_Aim_
Only the lines from the start of the data through the line with "Arrow.props = ['x', 'y']" belong in the copy. Restate them word for word, minus the pictures.
****************
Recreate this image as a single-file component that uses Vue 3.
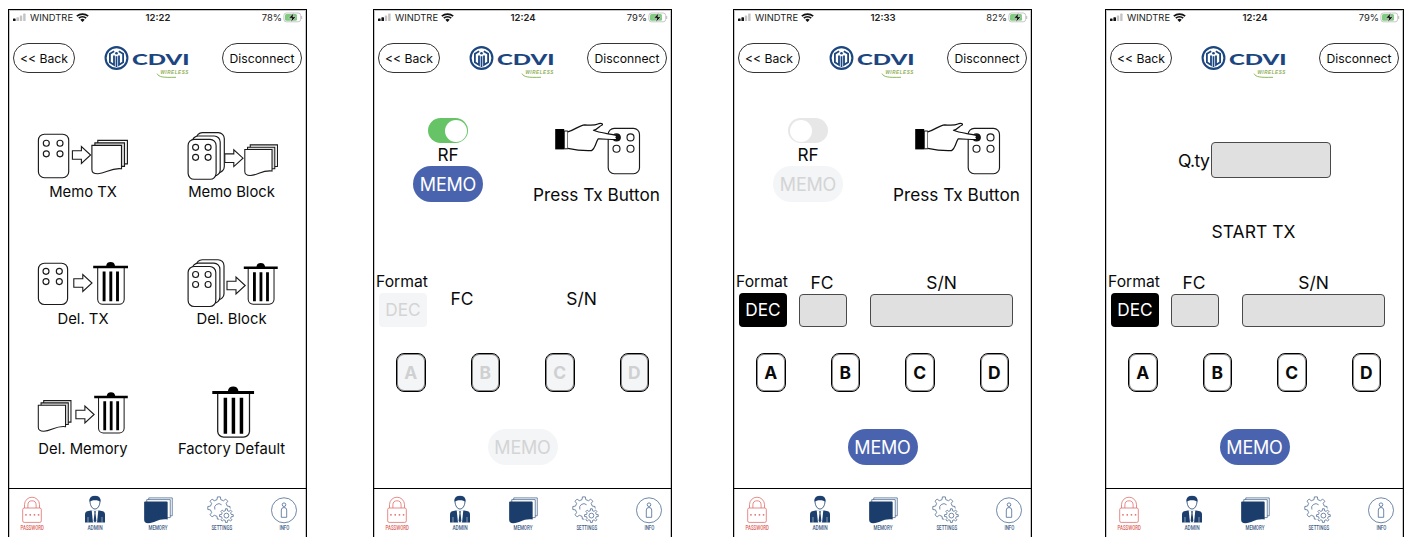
<script setup>
import { h } from 'vue'

const screens = [
  { kind: 'menu', time: '12:22', battery: '78%', bars: 1 },
  { kind: 'rf', time: '12:24', battery: '79%', bars: 2, rf: true },
  { kind: 'rf', time: '12:33', battery: '82%', bars: 2, rf: false },
  { kind: 'qty', time: '12:24', battery: '79%', bars: 2 },
]
const keys = ['A', 'B', 'C', 'D']
const signal = [
  { x: 13, w: 2.6, h: 2.6 },
  { x: 16.4, w: 2.6, h: 3.8 },
  { x: 19.8, w: 2.4, h: 5.6 },
  { x: 23.2, w: 2.4, h: 7.4 },
]
const ink = { fill: '#fff', stroke: '#1a1a1a', 'stroke-width': 1.15 }

// key fob with four buttons
const Fob = ({ x, y, w, ht, cx, cy, dx, dy, r = 3, stack }) => {
  const box = (ox, oy) => h('rect', { x: x + ox, y: y + oy, width: w, height: ht, rx: 6, ...ink })
  const dots = [[0, 0], [1, 0], [0, 1], [1, 1]].map(([i, j]) =>
    h('circle', { cx: cx + i * dx, cy: cy + j * dy, r, ...ink }))
  return h('g', [...(stack ? [box(8.2, -6.8), box(4.1, -3.4)] : []), box(0, 0), ...dots])
}
Fob.props = ['x', 'y', 'w', 'ht', 'cx', 'cy', 'dx', 'dy', 'r', 'stack']

const Arrow = ({ x, y }) => h('path', {
  d: `M${x} ${y - 4.3}h9v-4.1l9.2 8.4l-9.2 8.4v-4.1h-9z`, ...ink, 'stroke-width': 1.1,
})
Arrow.props = ['x', 'y']

// stack of memory sheets
const sheet = 'M0 0H29.6V23.4C19 22 14 28.3 6 28.3C1.5 28.3 0 26.8 0 24Z'
const Sheets = ({ x, y, s = 1 }) => h('g', { transform: `translate(${x} ${y}) scale(${s})` },
  [[5.9, -5], [3, -2.5], [0, 0]].map(([a, b], i) =>
    h('path', { d: i === 2 ? sheet : 'M0 0H29.6V23.4H22L0 20Z', transform: `translate(${a} ${b})`, ...ink, fill: i === 1 ? '#ddd' : '#fff' })))
Sheets.props = ['x', 'y', 's']

const Trash = ({ x, y, s = 1 }) => h('g', { transform: `translate(${x} ${y}) scale(${s})` }, [
  h('path', { d: 'M4.5 6V37.5A5 5 0 0 0 9.5 42.2H26A5 5 0 0 0 31 37.5V6', ...ink, 'stroke-width': 1.05 }),
  h('path', { d: 'M0 3.7H13C13.4 1 15 0 17.4 0S21.4 1 21.8 3.7H34.8V6.2H0Z', fill: '#000' }),
  h('path', { d: 'M10.9 9.4V39.3M17.6 9.4V39.3M24.3 9.4V39.3', stroke: '#000', 'stroke-width': 2.9, fill: 'none' }),
])
Trash.props = ['x', 'y', 's']

const gear = (cx, cy, n, ro, ri) => {
  const step = (Math.PI * 2) / n
  const pts = []
  for (let i = 0; i < n; i++) {
    for (const [f, r] of [[-0.28, ri], [-0.17, ro], [0.17, ro], [0.28, ri]]) {
      const a = (i + f) * step - Math.PI / 2
      pts.push(`${(cx + r * Math.cos(a)).toFixed(2)} ${(cy + r * Math.sin(a)).toFixed(2)}`)
    }
  }
  return `M${pts.join('L')}Z`
}
const bigGear = gear(218.8, 508, 8, 11.2, 8.6)
const smallGear = gear(226.3, 515.6, 8, 6.9, 5)
</script>

<template>
  <main class="board">
    <section v-for="(s, i) in screens" :key="i" class="phone">
      <div class="status">
        <span class="carrier">
          <svg class="bars" width="13" height="9" viewBox="13 13 13 9">
            <rect v-for="(b, n) in signal" :key="n" :x="b.x" :y="21 - b.h" :width="b.w" :height="b.h" rx=".6"
              :fill="n < s.bars ? '#111' : '#c4c4c4'" />
          </svg>
          WINDTRE
          <svg class="wifi" width="13" height="9" viewBox="0 0 13 9">
            <path d="M.8 3.2A8.6 8.6 0 0 1 12.2 3.2M2.8 5.2A5.6 5.6 0 0 1 10.2 5.2" fill="none" stroke="#111" stroke-width="1.7" />
            <path d="M6.5 8.9L4.3 6.7A3.2 3.2 0 0 1 8.7 6.7Z" fill="#111" />
          </svg>
        </span>
        <b class="time">{{ s.time }}</b>
        <span class="power">{{ s.battery }}
          <svg width="20" height="11" viewBox="0 0 20 11">
            <rect x=".9" y="1" width="16.8" height="8.8" rx="2.5" fill="#fff" stroke="#b9b9b9" stroke-width=".8" />
            <rect x="2" y="2.1" width="12" height="6.6" rx="1.5" fill="#7fcb7f" />
            <path d="M18.7 4v3" stroke="#bbb" stroke-width="1" />
            <path d="M10.8 .8L5.6 6.2H8.8L7.8 10.2L13.2 4.8H9.9Z" fill="#111" stroke="#fff" stroke-width=".5" />
          </svg>
        </span>
      </div>

      <header class="head">
        <button class="pill back">&lt;&lt; Back</button>
        <svg class="logo" width="88" height="36" viewBox="103 45 88 36">
          <circle cx="116.5" cy="58" r="10.9" fill="#fff" stroke="#1c4680" stroke-width="2.1" />
          <path d="M114.2 51.2L109.9 53.7V62.3L114 64.9V55.5M118.8 51.2L123.1 53.7V62.3L119 64.9V55.5" fill="none" stroke="#1c4680" stroke-width="1.8" />
          <path d="M116.5 56.2V67" stroke="#1c4680" stroke-width="1.7" />
          <circle cx="116.5" cy="53.2" r="1.3" fill="#1c4680" />
          <text x="132" y="64.5" font-family="Lato" font-weight="900" font-size="14.8" textLength="57.500" lengthAdjust="spacingAndGlyphs" fill="#1c4680">CDVI</text>
          <text x="160.400" y="74.300" font-family="Liberation Sans" font-weight="700" font-style="italic" font-size="4.600" textLength="28" fill="#8fae58">WIRELESS</text>
          <path d="M157 73.600C159 77.200 163 77.600 176 77.300" fill="none" stroke="#7fb04a" stroke-width=".9" />
        </svg>
        <button class="pill disc">Disconnect</button>
      </header>

      <div v-if="s.kind === 'menu'" class="body menu">
        <figure>
          <svg width="100" height="52" viewBox="33 130 100 52">
            <Fob :x="38.4" :y="134.2" :w="30.3" :ht="43.5" :cx="46.3" :cy="143.2" :dx="13.7" :dy="10.6" />
            <Arrow :x="72.4" :y="155" />
            <Sheets :x="91.9" :y="145.4" />
          </svg>
          <figcaption>Memo TX</figcaption>
        </figure>
        <figure>
          <svg width="100" height="52" viewBox="181.5 130 100 52">
            <Fob :x="187.6" :y="139.4" :w="28" :ht="39.9" :cx="195.1" :cy="147.3" :dx="12.5" :dy="10" :stack="true" />
            <Arrow :x="224.3" :y="158.2" />
            <Sheets :x="244.3" :y="149.5" :s=".92" />
          </svg>
          <figcaption>Memo Block</figcaption>
        </figure>
        <figure>
          <svg width="100" height="53" viewBox="33 256 100 53">
            <Fob :x="38.4" :y="263.2" :w="29.2" :ht="41.3" :cx="46" :cy="271.3" :dx="13.3" :dy="10.3" />
            <Arrow :x="73.8" :y="283" />
            <Trash :x="93.2" :y="262" />
          </svg>
          <figcaption>Del. TX</figcaption>
        </figure>
        <figure>
          <svg width="100" height="53" viewBox="181.5 256 100 53">
            <Fob :x="187.6" :y="266.5" :w="27.7" :ht="40" :cx="195.1" :cy="274.5" :dx="12.5" :dy="10" :stack="true" />
            <Arrow :x="226.5" :y="285.5" />
            <Trash :x="243.3" :y="263" :s=".975" />
          </svg>
          <figcaption>Del. Block</figcaption>
        </figure>
        <figure>
          <svg width="100" height="53" viewBox="33 386 100 53">
            <Sheets :x="38.3" :y="405.2" :s=".92" />
            <Arrow :x="75.9" :y="414.5" />
            <Trash :x="94.2" :y="392.3" :s=".965" />
          </svg>
          <figcaption>Del. Memory</figcaption>
        </figure>
        <figure>
          <svg width="100" height="53" viewBox="181.5 386 100 53">
            <Trash :x="211.8" :y="386.5" :s="1.2" />
          </svg>
          <figcaption>Factory Default</figcaption>
        </figure>
      </div>

      <div v-else class="body">
        <div v-if="s.kind === 'rf'" class="top">
          <div class="rf">
            <span class="toggle" :class="{ on: s.rf }"><i></i></span>
            <span class="rf-label">RF</span>
            <button class="memo" :class="{ off: !s.rf }">MEMO</button>
          </div>
          <div class="press">
            <svg width="100" height="54" viewBox="181.8 122 100 54">
              <Fob :x="243" :y="128.4" :w="31.3" :ht="45.3" :cx="251.3" :cy="137.4" :dx="14" :dy="11.3" :r="3.5" />
              <circle cx="252" cy="137.4" r="3.5" fill="#111" />
              <path d="M199 131H202.6V148.8H199Z" fill="#fff" stroke="#111" />
              <path d="M202.6 131.8C209 130.5 214 125.2 219.5 124.8C226 125.7 229.5 125.5 233.5 123.7C236.5 122.9 238.5 123.9 236.5 125.2C234.2 126 233 129 228.3 130.3C233 132.6 243 133.6 251 135.3C254.3 136.1 254 139.6 250.5 139.7C244 139.7 238 138.7 233 138.9C230.6 142 230.3 148.5 226.3 150.6C218 150.9 210 150 202.6 148.3" fill="#fff" stroke="#111" stroke-width="1.2" stroke-linejoin="round" />
              <circle cx="252.6" cy="137.3" r="2.3" fill="#111" />
              <rect x="190" y="129" width="9" height="20.4" fill="#000" />
            </svg>
            <span>Press Tx Button</span>
          </div>
        </div>
        <div v-else class="top qty">
          <label class="qty-row"><span>Q.ty</span><span class="field"></span></label>
          <div class="start">START TX</div>
        </div>

        <div class="form" :class="{ bare: s.rf }">
          <div class="col format"><span>Format</span><b class="dec" :class="{ off: s.rf }">DEC</b></div>
          <div class="col fc"><span>FC</span><span v-if="!s.rf" class="field"></span></div>
          <div class="col sn"><span>S/N</span><span v-if="!s.rf" class="field"></span></div>
        </div>
        <div class="keys">
          <button v-for="k in keys" :key="k" class="key" :class="{ off: s.rf }">{{ k }}</button>
        </div>
        <button class="memo bottom" :class="{ off: s.rf }">MEMO</button>
      </div>

      <nav class="tabs">
        <svg width="40" height="40" viewBox="11.5 493 40 40">
          <g fill="none" stroke="#dd6763" stroke-width=".75">
            <path d="M24 508V504.7a7.5 7.5 0 0 1 15 0V508M27.4 508V504.9a4.1 4.1 0 0 1 8.2 0V508" />
            <rect x="22.2" y="508" width="18.6" height="14.4" rx="1.5" />
          </g>
          <path d="M24.7 514.8h1.5M29 514.8h1.5M33.2 514.8h1.5M37.3 514.8h1.5" stroke="#d9504c" stroke-width="1.3" />
          <text x="20" y="530.3" textLength="23.4" lengthAdjust="spacingAndGlyphs" class="tab-label red">PASSWORD</text>
        </svg>
        <svg width="40" height="40" viewBox="74.6 493 40 40">
          <path d="M89.6 501.5C89.3 497.5 91.3 496.3 94.6 496.3S99.9 497.5 99.6 501.5C99.3 506 97.3 509 94.6 509S89.9 506 89.6 501.5Z" fill="#fff" stroke="#1c3f6e" stroke-width=".8" />
          <path d="M89.2 501.8C88.9 497.6 91 496 94.6 496S100.3 497.6 100 501.8C98.5 499.6 90.7 499.6 89.2 501.8Z" fill="#1c3f6e" />
          <path d="M90.3 510.5H98.9L102.5 511.3C104 511.8 104.6 513 104.6 514.5V522.6H84.6V514.5C84.6 513 85.2 511.8 86.7 511.3Z" fill="#1c3f6e" />
          <path d="M91.3 510.3H97.9L96.6 522.7H92.6Z" fill="#fff" />
          <path d="M93.6 511.2H95.6L95.1 513L96 521L94.6 522.6L93.2 521L94.1 513Z" fill="#1c3f6e" />
          <path d="M87.6 517V522.6M101.6 517V522.6" stroke="#fff" stroke-width=".5" />
          <text x="87" y="530.3" textLength="15.3" lengthAdjust="spacingAndGlyphs" class="tab-label">ADMIN</text>
        </svg>
        <svg width="40" height="40" viewBox="137.75 493 40 40">
          <g fill="#fff" stroke="#365984" stroke-width=".7">
            <path d="M148.5 497.9H172V515.8H148.5Z" />
            <path d="M146.5 499.6H170V517.6H146.5Z" />
          </g>
          <path d="M144.8 501.4H166.5Q167.4 501.4 167.4 502.3V519.5C158 518.3 154.5 523.3 148 523.3C145 523.3 143.9 522 143.9 519.5V502.3Q143.9 501.4 144.8 501.4Z" fill="#1a3d6b" />
          <text x="148.2" y="530.4" textLength="19" lengthAdjust="spacingAndGlyphs" class="tab-label">MEMORY</text>
        </svg>
        <svg width="40" height="40" viewBox="200.9 493 40 40">
          <g fill="none" stroke="#526d92" stroke-width=".8" stroke-linejoin="round">
            <path :d="bigGear" />
            <path d="M214.8 509.5A4.2 4.2 0 0 1 221.5 504.8" />
            <circle cx="226.3" cy="515.6" r="8" fill="#fff" stroke="none" />
            <path :d="smallGear" />
            <circle cx="226.3" cy="515.6" r="2.4" />
          </g>
          <text x="211.3" y="530.4" textLength="20.8" lengthAdjust="spacingAndGlyphs" class="tab-label">SETTINGS</text>
        </svg>
        <svg width="40" height="40" viewBox="264 493 40 40">
          <g fill="none" stroke="#4a6993" stroke-width=".8">
            <circle cx="284" cy="510.3" r="12.5" />
            <circle cx="284" cy="504.7" r="1.8" />
            <path d="M281.3 517.3V510Q281.3 507.5 284 507.5T286.7 510V517.3Z" />
          </g>
          <text x="279.4" y="530.4" textLength="10" lengthAdjust="spacingAndGlyphs" class="tab-label">INFO</text>
        </svg>
      </nav>
    </section>
  </main>
</template>

<style>
html, body { background: #fff; overflow: hidden; }
</style>

<style scoped>
.board {
  display: grid;
  grid-template-columns: 365px 360px 372px 299px;
  box-sizing: border-box;
  height: 537px;
  padding: 9px 0 0 8px;
  overflow: hidden;
  font-family: "Inter", sans-serif;
  color: #0a0a0a;
}
.phone {
  box-sizing: border-box;
  display: flex;
  flex-direction: column;
  width: 299px;
  height: 540px;
  border: 1px solid #000;
  box-shadow: inset 0 0 0 1px rgba(0, 0, 0, .22);
}
button { font-family: inherit; color: inherit; padding: 0; margin: 0; box-sizing: border-box; }
svg { display: block; overflow: visible; }

.status {
  display: grid;
  grid-template-columns: 1fr auto 1fr;
  align-items: center;
  height: 15px;
  padding: 0 3px 0 4px;
  font-size: 9.4px;
  line-height: 15px;
  color: #222;
}
.carrier, .power { display: flex; align-items: center; }
.bars { margin-right: 4px; }
.wifi { margin-left: 3px; }
.time { font-size: 9.5px; font-weight: 600; }
.power { justify-content: flex-end; gap: 1px; }

.head {
  display: flex;
  justify-content: space-between;
  flex: none;
  height: 30px;
  margin-top: 18px;
  padding: 0 4px;
}
.pill {
  height: 30px;
  border: 1px solid #333;
  border-radius: 15px;
  background: #fff;
  font-size: 12.2px;
}
.back { width: 62px; }
.disc { width: 80px; }
.logo { margin: 2px 3px 0 0; }

.body { flex: none; height: 415px; display: flex; flex-direction: column; }
.menu {
  display: grid;
  grid-template-columns: 148px 149px;
  grid-template-rows: 126px 130px 73px;
  box-sizing: border-box;
  padding-top: 57px;
}
figure { display: flex; flex-direction: column; align-items: center; margin: 0; }
figcaption { font-size: 14.8px; line-height: 20px; white-space: nowrap; }

.top { display: grid; grid-template-columns: 148px 149px; flex: none; height: 198px; }
.rf { display: flex; flex-direction: column; align-items: center; padding-top: 45px; }
.toggle { box-sizing: border-box; display: flex; width: 40px; height: 25px; padding: 1.5px; border-radius: 13px; background: #e7e7e8; }
.toggle i { width: 22px; height: 22px; border-radius: 50%; background: #fff; }
.toggle.on { background: #67c466; justify-content: flex-end; }
.rf-label { font-size: 17.2px; line-height: 23px; }
.memo {
  width: 70px;
  height: 36px;
  border: 0;
  border-radius: 18px;
  background: #4a63ae;
  color: #fff;
  font-size: 18px;
  letter-spacing: -.2px;
}
.memo.off { background: #f4f5f6; color: #d3d4d5; }
.press { display: flex; flex-direction: column; align-items: center; padding-top: 49px; }
.press span { margin-top: 7px; font-size: 17.2px; line-height: 24px; white-space: nowrap; }

.field { box-sizing: border-box; border: 1px solid #4a4a4a; border-radius: 4px; background: #e0e0e0; }
.qty { display: flex; flex-direction: column; }
.qty-row { display: flex; align-items: center; gap: 2px; margin: 69px 0 0 72px; font-size: 17.6px; letter-spacing: -.6px; }
.qty-row > span:first-child { width: 31px; }
.qty-row .field { width: 120px; height: 36px; }
.start { width: 295px; margin-top: 42px; font-size: 17.5px; line-height: 24px; text-align: center; }

.form { display: flex; flex: none; height: 56px; padding-left: 2px; }
.col { display: flex; flex-direction: column; align-items: center; font-size: 17.4px; line-height: 23px; }
.format { width: 54px; font-size: 15.7px; line-height: 21px; }
.format > span { margin-right: 2px; }
.fc > span:first-child { margin-right: 2px; }
.dec { width: 48px; height: 34px; margin-top: 1px; border-radius: 4px; background: #000; color: #fff; font-size: 17.2px; font-weight: 400; line-height: 34px; text-align: center; }
.dec.off { background: #f4f5f6; color: #d3d4d5; }
.fc { width: 48px; margin-left: 9px; }
.sn { width: 143px; margin-left: 23px; }
.col .field { width: 100%; height: 33px; }
.bare .fc, .bare .sn { padding-top: 16px; }

.keys { display: flex; justify-content: space-between; flex: none; width: 253px; margin: 26px 0 0 22px; }
.key {
  width: 29.5px;
  height: 39px;
  border: 1px solid #000;
  border-radius: 8px;
  background: #fff;
  box-shadow: inset 0 0 0 1px rgba(0, 0, 0, .45);
  font-size: 17.4px;
  line-height: 37px;
  font-weight: 700;
}
.key.off { background: #f4f5f6; color: #cfd0d1; }
.bottom { margin: 37px 0 0 113.5px; }

.tabs { display: flex; justify-content: space-between; flex: none; padding: 4px 2px 0 2.5px; border-top: 1px solid #000; }
.tab-label { font: 500 6.8px "Roboto", sans-serif; fill: #3f5c85; }
.tab-label.red { fill: #dc5f5b; }
</style>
****************
_Correct result_
Recreate this image as a single-file component that uses Vue 3.
<script setup>
import { h } from 'vue'

const screens = [
  { kind: 'menu', time: '12:22', battery: '78%', bars: 1 },
  { kind: 'rf', time: '12:24', battery: '79%', bars: 2, rf: true },
  { kind: 'rf', time: '12:33', battery: '82%', bars: 2, rf: false },
  { kind: 'qty', time: '12:24', battery: '79%', bars: 2 },
]
const keys = ['A', 'B', 'C', 'D']
const signal = [
  { x: 13, w: 2.6, h: 2.6 },
  { x: 16.4, w: 2.6, h: 3.8 },
  { x: 19.8, w: 2.4, h: 5.6 },
  { x: 23.2, w: 2.4, h: 7.4 },
]
const ink = { fill: '#fff', stroke: '#1a1a1a', 'stroke-width': 1.15 }

// key fob with four buttons
const Fob = ({ x, y, w, ht, cx, cy, dx, dy, r = 3, stack }) => {
  const box = (ox, oy) => h('rect', { x: x + ox, y: y + oy, width: w, height: ht, rx: 6, ...ink })
  const dots = [[0, 0], [1, 0], [0, 1], [1, 1]].map(([i, j]) =>
    h('circle', { cx: cx + i * dx, cy: cy + j * dy, r, ...ink }))
  return h('g', [...(stack ? [box(8.2, -6.8), box(4.1, -3.4)] : []), box(0, 0), ...dots])
}
Fob.props = ['x', 'y', 'w', 'ht', 'cx', 'cy', 'dx', 'dy', 'r', 'stack']

const Arrow = ({ x, y }) => h('path', {
  d: `M${x} ${y - 4.3}h9v-4.1l9.2 8.4l-9.2 8.4v-4.1h-9z`, ...ink, 'stroke-width': 1.1,
})
Arrow.props = ['x', 'y']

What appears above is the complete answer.